You come into the world alone
and you go out of the world alone,
yet it seems to me you are more
alone while living than even going
and coming. (Emily
Carr)
1999 – Play forgotten, the child sits,
mesmerized. What
does she see as she looks out at the endless ocean with
only the sound of the waves to keep her company?
Possibly she thinks nothing, she just is. She and her
environment are one.
We
shall not cease from exploration / And in the end of all our
exploring
/ Will be to arrive where we started / And know the place
for
the first time. (T.
S. Eliot)
1999 – Algonquin Park in northern Ontario
has so many
beautiful areas that an artist has to arbitrarily pick
one or she/he would fill the whole day finding a
‘better’ scene just around the next bend. There
really are no ‘better’ scenes, just different ones and
they are all spectacular – nature has outdone herself
in this beautiful park and even the foxes agree!

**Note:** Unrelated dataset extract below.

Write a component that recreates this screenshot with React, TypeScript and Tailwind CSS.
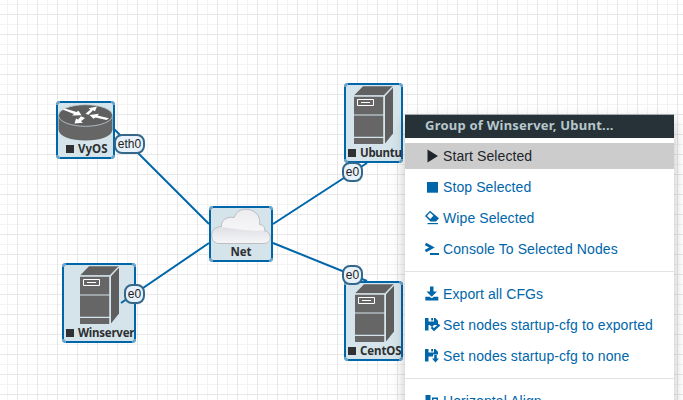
import React from "react";

type NodeProps = {
  box: string;
  label: string;
  labelClass: string;
  status?: boolean;
  children: React.ReactNode;
};

function TopologyNode({ box, label, labelClass, status = true, children }: NodeProps) {
  return (
    <div className={`absolute rounded-[4px] border-2 border-[#0066aa] bg-[#d5e4ea] ${box}`}>
      {children}
      <div
        className={`absolute flex items-center whitespace-nowrap text-[11.5px] leading-[14px] font-bold text-[#2d2f31] ${labelClass}`}
      >
        {status && <span className="mr-[4px] block size-[8px] shrink-0 bg-[#2f3133]" />}
        <span>{label}</span>
      </div>
      <span className="absolute -left-[2px] -top-[2px] size-[4px] rounded-tl-[4px] border-l-2 border-t-2 border-[#6fa6cc]" />
      <span className="absolute -right-[2px] -top-[2px] size-[4px] rounded-tr-[4px] border-r-2 border-t-2 border-[#6fa6cc]" />
      <span className="absolute -bottom-[2px] -left-[2px] size-[4px] rounded-bl-[4px] border-b-2 border-l-2 border-[#6fa6cc]" />
      <span className="absolute -bottom-[2px] -right-[2px] size-[4px] rounded-br-[4px] border-b-2 border-r-2 border-[#6fa6cc]" />
    </div>
  );
}

function Server({ className }: { className: string }) {
  return (
    <svg className={`absolute ${className}`} width="40" height="59" viewBox="0 0 40 59">
      <path d="M0 9.5 9 .3H39L30 9.5Z" fill="#616161" />
      <path d="M0 10.5H29.5V58H0Z" fill="#666" />
      <path d="M31 10.2 39 1.5V47.5L31 57.5Z" fill="#5e5e5e" />
      <path d="M0 9.8H30V58M30 9.8 38.8.8M0 29H30M0 51.3H30" fill="none" stroke="#d5e4ea" strokeWidth="1.2" />
      <path d="M3.5 13.5H19.5V19.5H3.5Z" fill="none" stroke="#fff" strokeWidth="1" />
      <path d="M7 16.5H16" stroke="#fff" />
    </svg>
  );
}

function Router() {
  return (
    <svg className="absolute left-0 top-[1px]" width="55" height="37" viewBox="0 0 55 37">
      <path d="M.5 11V26C1.500 32.500 13 36.500 27.500 36.500S53.500 32.500 54.500 26V11Z" fill="#666" />
      <ellipse cx="27.500" cy="11.500" rx="27" ry="10.800" fill="#5f5f5f" stroke="#c2d0d6" strokeWidth=".8" />
      <g fill="#fff">
        <path d="M4.500 5.500 7 4.500 18.500 8 20.500 6.800 23.500 11.200 14 11.500 16 10Z" />
        <path d="M27.500 9.800 32.500 5.500 30.500 4.200 39 2.400 37 7.200 35 6.300 30.500 10.800Z" />
        <path d="M23 12.300 27 14 23 17.300 25 18.700 16.500 19.500 18 14.500 20 15.500Z" />
        <path d="M51 14.200 48.500 16 37.500 13.500 35.500 14.800 31.500 11 41 9.800 39.500 11.500Z" />
      </g>
    </svg>
  );
}

function Cloud() {
  return (
    <svg className="absolute left-0 top-0" width="60" height="37" viewBox="0 0 60 37">
      <defs>
        <linearGradient id="cloud" x1="0" y1="0" x2="0" y2="1">
          <stop stopColor="#ececef" />
          <stop offset="1" stopColor="#fcfcfd" />
        </linearGradient>
        <linearGradient id="cloud-low" x1="0" y1="0" x2="0" y2="1">
          <stop stopColor="#dedfe3" />
          <stop offset="1" stopColor="#f8f8fa" />
        </linearGradient>
        <clipPath id="cloud-shape">
          <path d="M7 35.500C2.500 34.500.5 31 .7 27 .5 22 5 18.500 10.500 18.500 10 12 16 8 23 9.500 26 2 32 .5 38 1.500 45 3 50 9 48.500 16.500 52.500 17 54 19 53.500 22.500 58 24 59.500 27.500 59.300 30.500 59 33.500 56 35.500 53 35.500Z" />
        </clipPath>
      </defs>
      <g clipPath="url(#cloud-shape)">
        <path d="M0 0H60V37H0Z" fill="url(#cloud)" />
        <path d="M0 19C20 18 34 25 60 22V37H0Z" fill="url(#cloud-low)" />
      </g>
      <path
        d="M7 35.500C2.500 34.500.5 31 .7 27 .5 22 5 18.500 10.500 18.500 10 12 16 8 23 9.500 26 2 32 .5 38 1.500 45 3 50 9 48.500 16.500 52.500 17 54 19 53.500 22.500 58 24 59.500 27.500 59.300 30.500 59 33.500 56 35.500 53 35.500Z"
        fill="none"
        stroke="#b5b7bb"
        strokeWidth=".9"
      />
    </svg>
  );
}

function PortLabel({ className, children }: { className: string; children: string }) {
  return (
    <div
      className={`absolute flex h-[20px] items-center justify-center rounded-[8px] border-2 border-[#346789] bg-[#e8f2fc] pb-[1px] font-['Liberation_Sans',sans-serif] text-[12px] leading-none text-[#222] ${className}`}
    >
      {children}
    </div>
  );
}

type IconName = "play" | "stop" | "wipe" | "console" | "export" | "saveCheck" | "saveDown" | "align";

function Icon({ name }: { name: IconName }) {
  return (
    <svg width="16" height="16" viewBox="0 0 16 16" fill="currentColor" className="shrink-0">
      {name === "play" && <path d="M2.500 1.500 13 8 2.500 14.500Z" />}
      {name === "stop" && <path d="M2 3H13V13.700H2Z" />}
      {name === "wipe" && (
        <>
          <path d="M5 .8 14 8.200 11 11.500H5.500L0 6Z" />
          <path d="M5 2.500 8.400 5.700 5.300 9 2 6Z" fill="#fff" />
          <path d="M2.500 13H13V14.200H2.500Z" />
        </>
      )}
      {name === "console" && (
        <>
          <path d="M.5 2.900 7 6.500.5 10.100" fill="none" stroke="currentColor" strokeWidth="2.700" />
          <path d="M5 12H14V14H5Z" />
        </>
      )}
      {name === "export" && (
        <>
          <path d="M5 .5H8.500V5.500H12L6.750 10.800 1.500 5.500H5Z" />
          <path d="M.3 10.800H4.500L6.750 12.300 9 10.800H13.300V14.500H.3Z" />
        </>
      )}
      {(name === "saveCheck" || name === "saveDown") && (
        <>
          <path d="M0 1H10.300L13 3.700V13.500H0Z" />
          <path d="M3.500 1H9V4.500H3.500Z" fill="#fff" />
          <path d="M6.200 1H8V3.500H6.200Z" />
        </>
      )}
      {name === "saveCheck" && (
        <>
          <path d="M3.500 8H14V14H3.500Z" fill="#fff" />
          <path d="M3.500 7H10L7 10Z" />
          <path d="m6.500 10.200 2.500 2.500L14.500 7.700" fill="none" stroke="currentColor" strokeWidth="2.300" />
        </>
      )}
      {name === "saveDown" && (
        <>
          <path d="M3.500 8.500H8V14H3.500ZM8 6.500H14V14H8Z" fill="#fff" />
          <path d="M9.200 7H11.800V10.500H14L10.500 14.400 7 10.500H9.200Z" />
        </>
      )}
      {name === "align" && <path d="M.5 2H5.500V15H.5ZM7 4.500H13V15H11.500V6H8.500V15H7Z" />}
    </svg>
  );
}

function MenuItem({ icon, children, active = false }: { icon: IconName; children: string; active?: boolean }) {
  return (
    <li
      className={`flex h-[26px] shrink-0 items-center gap-[2px] pl-[20px] whitespace-nowrap ${
        active ? "bg-[#cccccc] text-[#212529]" : "text-[#0066aa]"
      }`}
    >
      <Icon name={icon} />
      <span className="text-[14px] leading-[20px] tracking-[0.09px]">{children}</span>
    </li>
  );
}

function Divider() {
  return <li className="my-[4px] h-px shrink-0 bg-[#e2e2e2]" />;
}

function ContextMenu() {
  return (
    <div className="absolute left-[405px] top-[114px] h-[310px] w-[269px] bg-white font-['Liberation_Sans',sans-serif] shadow-[0_6px_12px_rgba(0,0,0,0.25)]">
      <div className="h-[24px] border-t border-[#a5aaad] bg-[#263238] pl-[20px] font-['Noto_Sans',sans-serif] text-[13px] leading-[21px] font-bold tracking-[0.23px] text-[#b8c7cc]">
        Group of Winserver, Ubunt...
      </div>
      <ul className="flex flex-col gap-[5px] pt-[5px]">
        <MenuItem icon="play" active>Start Selected</MenuItem>
        <MenuItem icon="stop">Stop Selected</MenuItem>
        <MenuItem icon="wipe">Wipe Selected</MenuItem>
        <MenuItem icon="console">Console To Selected Nodes</MenuItem>
        <Divider />
        <MenuItem icon="export">Export all CFGs</MenuItem>
        <MenuItem icon="saveCheck">Set nodes startup-cfg to exported</MenuItem>
        <MenuItem icon="saveDown">Set nodes startup-cfg to none</MenuItem>
        <Divider />
        <MenuItem icon="align">Horizontal Align</MenuItem>
      </ul>
    </div>
  );
}

function Grid() {
  return (
    <svg className="absolute inset-0" width="683" height="400" shapeRendering="crispEdges">
      <defs>
        <pattern id="grid" width="20" height="20" patternUnits="userSpaceOnUse">
          <path d="M7 0H8V20H7ZM0 4H20V5H0Z" fill="#f3f3f3" />
          <path d="M17 0H18V20H17ZM0 14H20V15H0Z" fill="#e7e7e7" />
        </pattern>
      </defs>
      <rect width="683" height="400" fill="url(#grid)" />
    </svg>
  );
}

export default function App() {
  return (
    <main className="relative h-[400px] w-[683px] overflow-hidden bg-white font-['Noto_Sans',sans-serif]">
      <Grid />
      <TopologyNode box="left-[56px] top-[101px] h-[58px] w-[59px]" label="VyOS" labelClass="left-[8px] top-[39px]">
        <Router />
      </TopologyNode>
      <TopologyNode
        box="left-[209px] top-[206px] h-[56px] w-[64px]"
        label="Net"
        labelClass="left-0 top-[37px] w-full justify-center"
        status={false}
      >
        <Cloud />
      </TopologyNode>
      <TopologyNode box="left-[62px] top-[263px] h-[80px] w-[74px]" label="Winserver" labelClass="left-[2px] top-[61px] tracking-[-0.25px]">
        <Server className="left-[16px] top-[1px]" />
      </TopologyNode>
      <TopologyNode box="left-[344px] top-[83px] h-[80px] w-[59px]" label="Ubuntu" labelClass="left-[2px] top-[61px] tracking-[-0.3px]">
        <Server className="left-[8px] top-[1px]" />
      </TopologyNode>
      <TopologyNode box="left-[344px] top-[281px] h-[80px] w-[59px]" label="CentOS" labelClass="left-[2px] top-[61px] tracking-[-0.1px]">
        <Server className="left-[9px] top-[1px]" />
      </TopologyNode>
      <svg className="absolute inset-0" width="683" height="400" fill="none" stroke="#0066aa" strokeWidth="2">
        <path d="M114 129 209 224M273 224 367 163M209 243 121 303M273 243 367 281" />
      </svg>
      <PortLabel className="left-[114px] top-[134px] w-[31px]">eth0</PortLabel>
      <PortLabel className="left-[124px] top-[284px] w-[21px]">e0</PortLabel>
      <PortLabel className="left-[342px] top-[162px] w-[21px]">e0</PortLabel>
      <PortLabel className="left-[342px] top-[265px] w-[21px]">e0</PortLabel>
      <ContextMenu />
    </main>
  );
}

There is an art to wandering. If
I have a destination, a plan – an
objective – I've lost the
ability to find serendipity. I am on a
quest, not a ramble. I search
for the Holy Grail of particularity
and miss the chalice freely
offered, filled and overflowing. (Cathy
Johnston)
Algonquin Park
1999 – I really liked this picture of a
Bateman painting
that I found in a brochure and decided to give it my own
interpretation. I found that once I had the colours
blended to my liking, the actual painting of the bird
and the roses just seemed to flow.
I can't conceive of anything
being more varied and rich and
handsome than the planet Earth.
And its crowning beauty is the
natural world. I want to soak it
up, to understand it as well as I
can, and to absorb it. And then
I'd like to put it together and
express it in my paintings. This
is the way I want to dedicate my
work. (Robert Bateman)
2000 – Winter is coming. The stream
slowly meanders
under the autumn-leafed trees In the distance, the mist
tells of the cooling temperature and soon all will be
under a blanket of snow and ice, so the deer come to
the open water while they can.
See also Remembering,
By The Stream in ‘Our Stories’.
In the beginning you must subject
yourself to the influence of nature.
You must be able to walk firmly
on the ground before you start walking
on a tightrope. (Henri
Matisse)
2001 – Living on the Narrows between
Lakes Simcoe and
Couchiching, we have a wonderful view of the boats
passing from one lake to the other. We’ve even seen one
from San Francisco.
Memory is history recorded in
our brain, memory is a painter; it paints
pictures of the past and of the
day. (Grandma Moses)
2002 – The rhythm of the surf on our
favourite beach in
Mexico has a hypnotic effect. The analytical mind relaxes
and allows the imagination
full rein – suddenly,
something different emerges.
Watching a huge wave break, I recalled a painting by
Jim Warren and decided to try my hand at it.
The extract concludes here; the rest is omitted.